Now that we’re focused on the aviary, let’s talk about the black swan. A black swan in nature is random and unexpected. In economics, a black swan deviates beyond what is normally expected and is extremely difficult to predict. Donald J. Trump is a black swan. First, my apologies to black swans everywhere. In fact, all swans; all birds; all dinosaurs. Hell, bacteria for that matter. But, folks, he walks among us. We’re going to have to deal with it. He is our black swan.

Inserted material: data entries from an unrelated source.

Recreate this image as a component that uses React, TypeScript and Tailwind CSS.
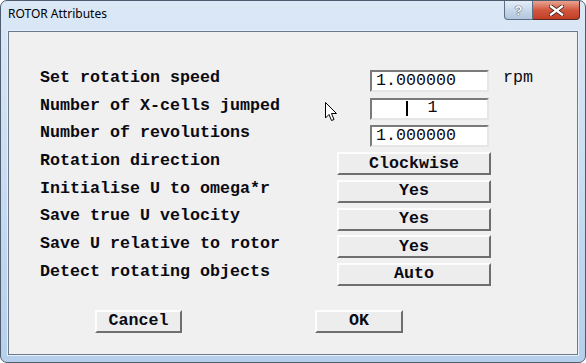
import React from "react";

const mono = { fontFamily: '"Liberation Mono", "Courier New", monospace' };

function Label({ children }: { children: React.ReactNode }) {
  return (
    <div className="w-[297px] pb-[5px] text-[16.67px] font-bold leading-none text-[#0a0a14]" style={mono}>
      {children}
    </div>
  );
}

function Field({ children }: { children: React.ReactNode }) {
  return (
    <div className="ml-[33px] flex h-[22px] w-[119px] items-center border-2 border-t-[#7a7a7a] border-l-[#7a7a7a] border-b-[#e6e6e6] border-r-[#e6e6e6] bg-white pl-[4px] text-[16.67px] leading-none text-[#0a0a14]" style={mono}>
      {children}
    </div>
  );
}

function Btn({ children, w = "w-[154px]" }: { children: React.ReactNode; w?: string }) {
  return (
    <div
      className={`flex h-[23px] ${w} items-center justify-center border-2 border-t-[#fdfdfd] border-l-[#fdfdfd] border-b-[#6e6e6e] border-r-[#6e6e6e] bg-[#ededed] text-[16.67px] font-bold leading-none text-[#0a0a14]`}
      style={mono}
    >
      {children}
    </div>
  );
}

function Row({ children }: { children: React.ReactNode }) {
  return <div className="flex h-[27.7px] items-center">{children}</div>;
}

export default function App() {
  return (
    <div className="relative h-[363px] w-[586px] overflow-hidden bg-white">
      <div className="flex h-full w-full flex-col rounded-[7px] border border-[#4d5c6e] bg-gradient-to-b from-[#dbe8f6] via-[#c9dcf1] to-[#b6cfeb]">
        {/* title bar */}
        <div className="flex h-[29px] items-start justify-between">
          <div className="pl-[7px] pt-[7px] text-[12px] leading-none text-black" style={{ fontFamily: '"Segoe UI", "Noto Sans", "Liberation Sans", sans-serif' }}>
            ROTOR Attributes
          </div>
          <div className="mr-[5px] flex">
            <div className="flex h-[19px] w-[29px] items-center justify-center rounded-bl-[4px] border border-t-0 border-[#5d6f85] bg-gradient-to-b from-[#e4edf7] via-[#c9d8ea] to-[#b3c6dc] text-[13px] font-bold leading-none text-white" style={{ fontFamily: '"Liberation Sans", sans-serif', textShadow: "0 0 1px #2a3a50, 0 0 1px #2a3a50" }}>
              ?
            </div>
            <div className="flex h-[19px] w-[47px] items-center justify-center rounded-br-[4px] border border-l-0 border-t-0 border-[#5a2a22] bg-gradient-to-b from-[#e8a493] via-[#d2573f] to-[#c13e27]">
              <svg width="15" height="11" viewBox="0 0 15 11">
                <path d="M2 1.5 L13 9.5 M13 1.5 L2 9.5" stroke="#3b1d18" strokeWidth="4" strokeLinecap="square" />
                <path d="M2 1.5 L13 9.5 M13 1.5 L2 9.5" stroke="#ffffff" strokeWidth="2.4" strokeLinecap="square" />
              </svg>
            </div>
          </div>
        </div>
        {/* content */}
        <div className="mx-[6px] mb-[6px] flex-1 border border-[#e6f0fb]">
          <div className="h-full border border-[#6c7a8b] bg-[#f0f0f0] pl-[31px] pt-[35px]">
            <Row>
              <Label>Set rotation speed</Label>
              <Field>1.000000</Field>
              <div className="ml-[14px] pb-[5px] text-[16.67px] leading-none text-[#0a0a14]" style={mono}>rpm</div>
            </Row>
            <Row>
              <Label>Number of X-cells jumped</Label>
              <Field>
                <span className="ml-[30px] inline-block h-[15px] w-[1.5px] bg-black" />
                <span className="ml-[20px]">1</span>
              </Field>
            </Row>
            <Row>
              <Label>Number of revolutions</Label>
              <Field>1.000000</Field>
            </Row>
            <Row>
              <Label>Rotation direction</Label>
              <Btn>Clockwise</Btn>
            </Row>
            <Row>
              <Label>Initialise U to omega*r</Label>
              <Btn>Yes</Btn>
            </Row>
            <Row>
              <Label>Save true U velocity</Label>
              <Btn>Yes</Btn>
            </Row>
            <Row>
              <Label>Save U relative to rotor</Label>
              <Btn>Yes</Btn>
            </Row>
            <Row>
              <Label>Detect rotating objects</Label>
              <Btn>Auto</Btn>
            </Row>
            <div className="mt-[21px] flex pl-[55px]">
              <Btn w="w-[87px]">Cancel</Btn>
              <div className="ml-[133px]">
                <Btn w="w-[88px]">OK</Btn>
              </div>
            </div>
          </div>
        </div>
      </div>
      {/* mouse cursor */}
      <svg className="absolute left-[325px] top-[102px]" width="13" height="20" viewBox="0 0 13 20">
        <path d="M0.5 0.5 L0.5 16 L4 12.5 L6.5 18.5 L9 17.5 L6.5 11.5 L11.5 11.5 Z" fill="#ffffff" stroke="#000000" strokeWidth="1" />
      </svg>
    </div>
  );
}
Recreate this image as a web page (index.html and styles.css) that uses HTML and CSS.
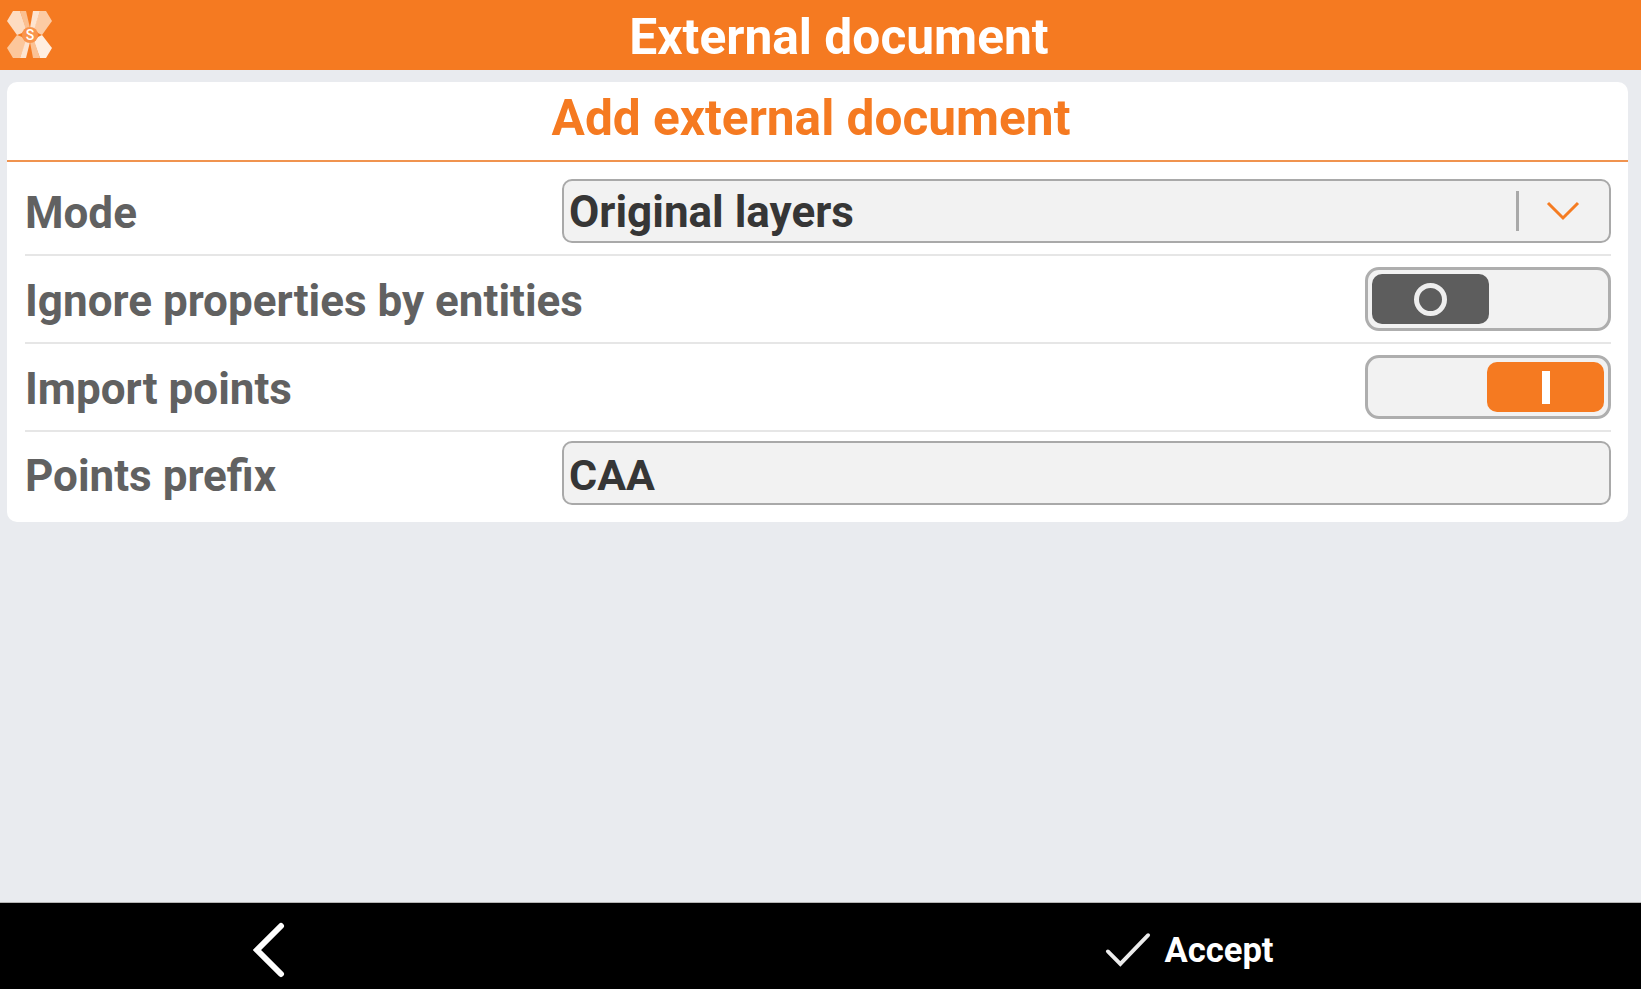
FILE: index.html
```html
<!DOCTYPE html>
<html lang="en">
<head>
<meta charset="utf-8">
<title>External document</title>
<link rel="stylesheet" href="styles.css">
</head>
<body>
<header class="topbar">
  <svg class="logo" viewBox="0 0 46 48" width="46" height="48" aria-hidden="true">
    <polygon points="0,10 6,0 13,0 19,17 15,22 10,24" fill="#fddcc2"/>
    <polygon points="13,0 19,0 23,17 19,19" fill="#fbbf90"/>
    <polygon points="45,10 39,0 33,0 27,17 31,22 35,24" fill="#fccba4"/>
    <polygon points="26,0 33,0 27,19 23,17" fill="#fde4d0"/>
    <polygon points="0,37 10,24 15,26 19,31 13,47 6,47" fill="#fcc79b"/>
    <polygon points="13,47 19,47 23,31 19,29" fill="#fde4d0"/>
    <polygon points="45,37 35,24 31,26 27,31 33,47 39,47" fill="#ffeee0"/>
    <polygon points="33,47 26,47 23,31 27,29" fill="#fbc295"/>
    <circle cx="23" cy="24" r="8" fill="#f9944c"/>
    <text x="23" y="29" text-anchor="middle" class="logo-s">S</text>
  </svg>
  <h1 class="topbar-title">External document</h1>
</header>
<main class="content">
  <section class="card">
    <h2 class="card-title">Add external document</h2>
    <div class="row row-first">
      <span class="label">Mode</span>
      <div class="field select">
        <span class="field-text">Original layers</span>
        <span class="select-divider"></span>
        <svg class="chevron" viewBox="0 0 34 20" width="34" height="20" aria-hidden="true"><path d="M2 2 L17 17 L32 2" fill="none" stroke="#f57c22" stroke-width="3"/></svg>
      </div>
    </div>
    <div class="row">
      <span class="label">Ignore properties by entities</span>
      <div class="toggle">
        <span class="knob knob-off"><span class="ring"></span></span>
      </div>
    </div>
    <div class="row">
      <span class="label">Import points</span>
      <div class="toggle toggle-on">
        <span class="knob knob-on"><span class="bar"></span></span>
      </div>
    </div>
    <div class="row row-last">
      <span class="label">Points prefix</span>
      <div class="field">
        <span class="field-text field-text-short">CAA</span>
      </div>
    </div>
  </section>
</main>
<footer class="bottombar">
  <div class="bottom-slot">
    <svg viewBox="0 0 32 56" width="32" height="56" aria-hidden="true"><path d="M28 4 L4 28 L28 52" fill="none" stroke="#fff" stroke-width="6" stroke-linecap="round"/></svg>
  </div>
  <div class="bottom-slot">
    <svg class="check" viewBox="0 0 48 38" width="46" height="37" aria-hidden="true"><path d="M3 20 L16 33 L45 3" fill="none" stroke="#ececec" stroke-width="4" stroke-linecap="round"/></svg>
    <span class="accept">Accept</span>
  </div>
</footer>
</body>
</html>
```
FILE: styles.css
```css
* { box-sizing: border-box; }
html, body { margin: 0; height: 100%; }
body {
  display: flex;
  flex-direction: column;
  height: 989px;
  background: #e9ebef;
  font-family: Roboto, "Liberation Sans", sans-serif;
  overflow: hidden;
}
.topbar {
  position: relative;
  flex: 0 0 70px;
  display: flex;
  align-items: center;
  justify-content: center;
  padding-left: 37px;
  background: #f57a21;
}
.logo { position: absolute; left: 7px; top: 11px; }
.logo-s { font: 500 14px Roboto, sans-serif; fill: #fff; }
.topbar-title {
  margin: 0;
  padding-top: 3px;
  font-size: 49.7px;
  font-weight: 700;
  color: #fff;
}
.content {
  flex: 1;
  padding: 12px 13px 0 7px;
}
.card {
  background: #fff;
  border-radius: 10px;
  height: 440px;
}
.card-title {
  margin: 0;
  height: 80px;
  line-height: 72px;
  padding-right: 13px;
  text-align: center;
  font-size: 49.6px;
  font-weight: 700;
  color: #f57a21;
  border-bottom: 2px solid #f0934f;
}
.row {
  display: flex;
  align-items: center;
  justify-content: space-between;
  margin: 0 17px 0 18px;
  height: 88px;
  border-bottom: 2px solid #e6e6e6;
}
.row-first { height: 94px; padding-top: 6px; }
.row-last { border-bottom: 0; height: 87px; }
.row-last .field { margin-bottom: 6px; }
.label {
  padding-top: 4px;
  font-size: 44px;
  font-weight: 700;
  color: #616161;
}
.row-last .label { padding-top: 0; }
.field {
  display: flex;
  align-items: center;
  width: 1049px;
  height: 64px;
  padding: 0 5px;
  background: #f2f2f2;
  border: 2px solid #a9a9a9;
  border-radius: 10px;
}
.field-text {
  flex: 1;
  padding-top: 2px;
  font-size: 44px;
  font-weight: 700;
  color: #363636;
}
.field-text-short { padding-top: 4px; font-size: 43px; }
.select-divider {
  width: 3px;
  height: 40px;
  background: #a9a9a9;
}
.chevron { margin: 0 24px 0 27px; }
.toggle {
  display: flex;
  width: 246px;
  height: 64px;
  padding: 4px;
  background: #f2f2f2;
  border: 3px solid #aeaeae;
  border-radius: 14px;
}
.toggle-on { justify-content: flex-end; }
.knob {
  display: flex;
  align-items: center;
  justify-content: center;
  width: 117px;
  height: 50px;
  border-radius: 10px;
}
.knob-off { background: #5d5d5d; }
.knob-on { background: #f57a21; }
.ring {
  width: 33px;
  height: 33px;
  border: 5px solid #eee;
  border-radius: 50%;
}
.bar {
  width: 8px;
  height: 33px;
  background: #fff;
}
.bottombar {
  flex: 0 0 87px;
  display: flex;
  background: #000;
  border-top: 1px solid #b5b5b5;
}
.bottom-slot {
  flex: 1;
  display: flex;
  align-items: center;
  justify-content: center;
  padding-top: 8px;
}
.bottom-slot:first-child { padding-right: 384px; }
.bottom-slot:last-child { padding-right: 183px; }
.check { margin-right: 13px; }
.accept {
  font-size: 34.6px;
  font-weight: 700;
  color: #fff;
}
```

Trump’s criminal friends are now horseshoeing around him. We have the Lolita Express/Epstein scandal on one end, and on the other we have the madam, with all the Chinese sex slaves, hawking entrée to Chinese “business” owners to Mar-a-Lago. It now seems obvious the horseshoe will close with Trump holding hands with both sides to form a circle. One wonders if the interior will hold a bunch of under-aged girls, Chinese or American.
We can’t know for certain because Trump is our black swan, full of unwelcome and damaging surprises. But here’s one surprise that’s brewing up in our favor. Congressman Adam Schiff is now urging the Office of Special Counsel to interview Trump in person. Trump has already provided written answers to Robert Mueller’s questions, but has avoided having to answer them orally.
Our black swan president is now in Adam Schiff’s range. Donald Trump will do one of two things. He will either fight this with his last breath and last lawyer, or like the black swan he is, he will drum up all his stupid narcissism and head over to Mueller’s office, confident that he can snooker the veteran prosecutor and Vietnam veteran. Let’s hope it’s the latter. We’ve had enough of the pointlessly destructive black swan. It’s time for a white swan. And, by the way, Swan is Robert Mueller III’s middle name.